A estratégia permitiu aos pesquisadores avaliar quais genes expressos durante a gravidez codificam proteínas com maior potencial para interagir com as principais proteínas de diferentes coronavírus, entre eles os SARS-CoV-2, o SARS-CoV (causador da síndrome respiratória aguda grave) e o MERS-CoV (da síndrome respiratória do Oriente Médio).

“Fizemos dois tipos de análise. Inicialmente avaliamos a interação das proteínas virais com todas as proteínas placentárias. Em seguida, avaliamos essa interação considerando quais genes tinham a expressão diminuída ou aumentada ao longo da gravidez”, explica Justulin.

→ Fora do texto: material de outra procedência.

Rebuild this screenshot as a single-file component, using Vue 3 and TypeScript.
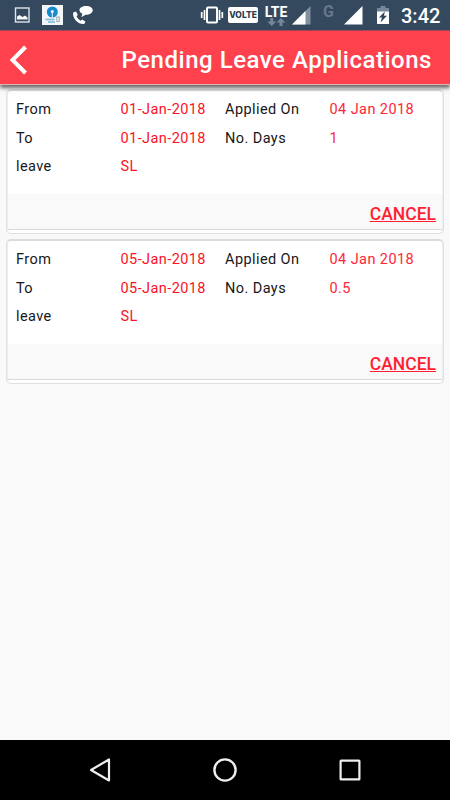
<script setup lang="ts">
interface LeaveApplication {
  id: number
  from: string
  to: string
  appliedOn: string
  days: string
  leave: string
}

const applications: LeaveApplication[] = [
  { id: 1, from: '01-Jan-2018', to: '01-Jan-2018', appliedOn: '04 Jan 2018', days: '1', leave: 'SL' },
  { id: 2, from: '05-Jan-2018', to: '05-Jan-2018', appliedOn: '04 Jan 2018', days: '0.5', leave: 'SL' },
]
</script>

<template>
  <div class="screen">
    <div class="status">
      <svg class="i-photo" width="16" height="16" viewBox="0 0 16 16">
        <rect x="1.500" y="1" width="13.500" height="14" fill="none" stroke="#dfe4e8" stroke-width="1.400" />
        <path d="M3 12.500V9.500L5.500 8l3 2 2.500-1.500 2.500 2v2z" fill="#f4f6f7" />
      </svg>
      <svg class="i-bank" width="21" height="20" viewBox="0 0 21 20">
        <rect width="21" height="20" fill="#f2f6f8" />
        <circle cx="10.300" cy="7" r="5.500" fill="#1689cf" />
        <circle cx="10.300" cy="6.600" r="1.500" fill="#eef7fc" />
        <path d="M9.800 7h1v6h-1z" fill="#eef7fc" />
        <path d="M3.500 14.500h9M6 17h7" stroke="#7bb8da" stroke-width="1.300" />
        <rect x="14.800" y="12" width="2.400" height="4.500" fill="none" stroke="#8c979e" stroke-width=".8" />
      </svg>
      <svg class="i-call" width="22" height="21" viewBox="0 0 22 21">
        <path d="M1.200 8.600 4 7.500 5.800 10.800 4.600 12.600Q6 15.300 8.600 16.700L10.400 15.500 13.500 17.700 12.200 20Q7.500 20.500 3.800 16.500 .4 12.500 1.200 8.600Z" fill="#fff" />
        <path d="M14.200 2c4 0 6.500 1.700 6.500 4.300S18 10.800 13.600 10.800L9.300 13.300l1.100-3.600C8.500 8.900 7.500 7.800 7.500 6.300 7.500 3.700 10.200 2 14.200 2Z" fill="#fff" />
      </svg>
      <span class="spacer"></span>
      <svg class="i-vibrate" width="24" height="18" viewBox="0 0 24 18">
        <rect x="7" y="1.500" width="10" height="15" rx="1" fill="none" stroke="#fff" stroke-width="2" />
        <path d="M4.500 4v10M19.500 4v10M1.700 6v6M22.300 6v6" stroke="#fff" stroke-width="1.700" />
      </svg>
      <span class="volte">VOLTE</span>
      <span class="lte">
        <span class="lte-text">LTE</span>
        <svg width="20" height="8" viewBox="0 0 20 8">
          <path d="M4.200 0h3v3.500h3L5.700 8 1.200 3.500h3zM13.500 8h3V4.500h3L15 0l-4.500 4.500h3z" fill="#75869a" />
        </svg>
      </span>
      <svg class="i-signal" width="19" height="19" viewBox="0 0 19 19">
        <path d="M0 18.500 18.500 0v18.500z" fill="#8090a0" />
        <path d="M0 18.500 13.500 5v13.500z" fill="#fff" />
      </svg>
      <span class="g">G</span>
      <svg class="i-signal2" width="19" height="19" viewBox="0 0 19 19">
        <path d="M0 18.500 18.500 0v18.500z" fill="#fff" />
      </svg>
      <svg class="i-battery" width="12" height="19" viewBox="0 0 12 19">
        <path d="M0 2h3.500V0h5v2H12v4H0z" fill="#75869a" />
        <path d="M0 5.500h12V18H0z" fill="#fff" />
        <path d="M7.800 5.500 2 11.500h3L3.500 16.500 10 9.800H7z" fill="#30465b" />
      </svg>
      <span class="time">3:42</span>
    </div>

    <header class="header">
      <svg class="back" width="20" height="32" viewBox="0 0 20 32">
        <path d="M17.500 3 4.500 16l13 13" fill="none" stroke="#fff" stroke-width="4" />
      </svg>
      <h1>Pending Leave Applications</h1>
    </header>

    <main class="list">
      <section v-for="item in applications" :key="item.id" class="card">
        <div class="fields">
          <span>From</span><span class="value">{{ item.from }}</span>
          <span>Applied On</span><span class="value soft">{{ item.appliedOn }}</span>
          <span>To</span><span class="value">{{ item.to }}</span>
          <span>No. Days</span><span class="value soft">{{ item.days }}</span>
          <span>leave</span><span class="value">{{ item.leave }}</span>
        </div>
        <div class="footer"><a class="cancel">CANCEL</a></div>
      </section>
    </main>

    <nav class="nav">
      <svg width="26" height="26" viewBox="0 0 26 26">
        <path d="M22 2.500v21L4 13z" fill="none" stroke="#eee" stroke-width="2.200" stroke-linejoin="round" />
      </svg>
      <svg width="26" height="26" viewBox="0 0 26 26">
        <circle cx="13" cy="13" r="10.600" fill="none" stroke="#eee" stroke-width="2.400" />
      </svg>
      <svg width="26" height="26" viewBox="0 0 26 26">
        <rect x="3.600" y="3.600" width="18.800" height="18.800" rx=".5" fill="none" stroke="#eee" stroke-width="2.200" />
      </svg>
    </nav>
  </div>
</template>

<style>
body {
  margin: 0;
}
</style>

<style scoped>
.screen {
  width: 450px;
  height: 800px;
  display: flex;
  flex-direction: column;
  overflow: hidden;
  background: #f9f9f9;
  font-family: Roboto, "Liberation Sans", sans-serif;
}
svg {
  display: block;
  flex: none;
}
.status {
  height: 30px;
  flex: none;
  display: flex;
  align-items: flex-start;
  background: #34495e;
  color: #fff;
  box-sizing: border-box;
  padding-right: 10px;
}
.spacer { flex: 1; }
.i-photo { margin: 7px 0 0 14px; }
.i-bank { margin: 5px 0 0 12px; }
.i-call { margin: 4px 0 0 9px; }
.i-vibrate { margin: 6px 4px 0 0; }
.volte {
  width: 30px;
  height: 16px;
  margin: 7px 6px 0 0;
  border-radius: 2px;
  background: #fff;
  color: #263e54;
  font-family: Inter, Roboto, sans-serif;
  font-size: 8.500px;
  line-height: 16px;
  font-weight: 800;
  text-align: center;
}
.lte {
  width: 24px;
  margin: 5px 4px 0 0;
  display: flex;
  flex-direction: column;
  align-items: center;
}
.lte-text {
  height: 13px;
  font-size: 14px;
  line-height: 14px;
  font-weight: 700;
}
.i-signal { margin: 6px 12px 0 0; }
.g {
  width: 12px;
  margin-right: 9px;
  color: #65788c;
  font-size: 16px;
  line-height: 23px;
  font-weight: 700;
}
.i-signal2 { margin: 6px 14px 0 0; }
.i-battery { margin: 6px 12px 0 0; }
.time {
  width: 39px;
  font-size: 20px;
  line-height: 32px;
  font-weight: 500;
}
.header {
  height: 54px;
  flex: none;
  position: relative;
  z-index: 1;
  display: flex;
  align-items: center;
  justify-content: space-between;
  box-sizing: border-box;
  padding: 5px 18px 0 8px;
  border-top: 1px solid #a54254;
  background: #ff414d;
  color: #fff;
  box-shadow: 0 1px 0 #e0b2b4, 0 4px 4px #666;
}
h1 {
  margin: 0;
  font-size: 24px;
  line-height: 30px;
  font-weight: 500;
  letter-spacing: 0.520px;
  white-space: nowrap;
}
.list {
  flex: 1;
  display: flex;
  flex-direction: column;
  gap: 5px;
  padding: 5px 6px 0;
}
.card {
  height: 145px;
  box-sizing: border-box;
  display: flex;
  flex-direction: column;
  border: 1px solid #e0e0e0;
  border-top: 2px solid #dcdcdc;
  border-radius: 5px;
  background: #fff;
  box-shadow: inset 1px 0 #eee, inset -1px 0 #eee;
}
.fields {
  height: 103px;
  box-sizing: border-box;
  display: grid;
  grid-template-columns: 104.500px 104.500px 104.500px 1fr;
  grid-auto-rows: 28.700px;
  padding: 4px 0 0 9px;
  font-size: 14.500px;
  line-height: 29px;
  letter-spacing: 0.420px;
  color: #171717;
  white-space: nowrap;
}
.value { color: #fb1224; }
.value.soft { color: #ff2636; }
.footer {
  height: 36px;
  box-sizing: border-box;
  margin: 0 1px;
  display: flex;
  align-items: center;
  justify-content: flex-end;
  padding: 5px 6px 0 0;
  background: #f9f9f9;
  border-bottom: 1px solid #d8d8d8;
}
.cancel {
  color: #ff1e32;
  font-size: 17.500px;
  line-height: 20px;
  font-weight: 500;
  text-decoration: underline;
  text-decoration-thickness: 1px;
  text-underline-offset: 1px;
}
.nav {
  height: 60px;
  flex: none;
  display: flex;
  align-items: center;
  justify-content: space-between;
  box-sizing: border-box;
  padding: 0 87px;
  background: #000;
}
</style>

Com o objetivo de descobrir especificamente quais células da placenta expressam os genes das proteínas identificadas que potencialmente interagem com o vírus, o grupo recorreu a conjuntos de dados públicos disponíveis nos bancos COVID-19 Cell Atlas e Human Cell Atlas Data Portal. Esses repositórios possuem dados de sequenciamento de RNA de célula única (do inglês, single-cell RNA-Seq). Com esse tipo de análise, é possível obter o transcriptoma de cada uma das células que compõem um tecido, em vez de olhar o tecido como um todo.

As análises por bioinformática foram realizadas em colaboração com os pesquisadores Robson Carvalho (IBB-Unesp) e Célia Regina Nogueira (Departamento de Clínica Médica da Faculdade de Medicina de Botucatu), além da aluna de doutorado Sarah Santiloni Cury (IBB-Unesp).

Principais achados

As análises e simulações revelaram que as células trofoblásticas que compõem as vilosidades coriônicas da placenta – parte fetal do órgão – coexpressam altas quantidades de DPP4 e de CSTL durante toda a gestação.

“A DPP4 já foi relacionada à infecção pelo MERS-CoV em estudos anteriores e, a CSTL, ao SARS-CoV. Fizemos algumas análises de tecidos fetais e vimos que essas duas proteínas também estão expressas no feto em quantidades significativas”, conta Justulin.

O estudo revelou ainda que ao longo da gravidez há uma grande alteração na expressão dos genes DAAM1 e PAICS (enquanto o primeiro aumenta, o segundo diminui com o passar dos trimestres). Ambos codificam proteínas que, segundo as simulações computacionais realizadas na Unesp, são capazes de interagir com proteínas de coronavírus.

Na avaliação dos autores, o artigo recém-divulgado apresenta as primeiras evidências da existência de um mecanismo alternativo de infecção das células placentárias pelo SARS-CoV-2, que precisará ser confirmado e melhor compreendido em estudos futuros. Uma das ideias do grupo é analisar a expressão gênica na placenta de gestantes que contraíram COVID-19.

“Também pretendemos infectar células placentárias in vitro e observar o que acontece em termos de expressão gênica. Mas esse tipo de experimento requer um laboratório com nível 3 de biossegurança e, para isso, estamos firmando parcerias com grupos de outras instituições”, diz Justulin.

O trabalho divulgado na bioRxiv contou com apoio da FAPESP também por meio de um auxílio concedido a Carvalho e de uma Bolsa de Doutorado concedida a Flávia Bessi Constantino, primeira autora.

“Neste momento de dificuldade mundial é gratificante poder contribuir de alguma forma para desvendar os mecanismos de infecção do vírus. Como nossa linha de pesquisa é relacionada com as fases iniciais do desenvolvimento, ficamos intrigados com a possibilidade de o vírus infectar a placenta e causar complicações para o desenvolvimento embrionário. Foi assim que surgiu a ideia do trabalho”, afirma Constantino.

O artigo Prediction of non-canonical routes for SARS-CoV-2 infection in human placenta cells pode ser lido em www.biorxiv.org/content/10.1101/2020.06.12.148411v1.full.pdf.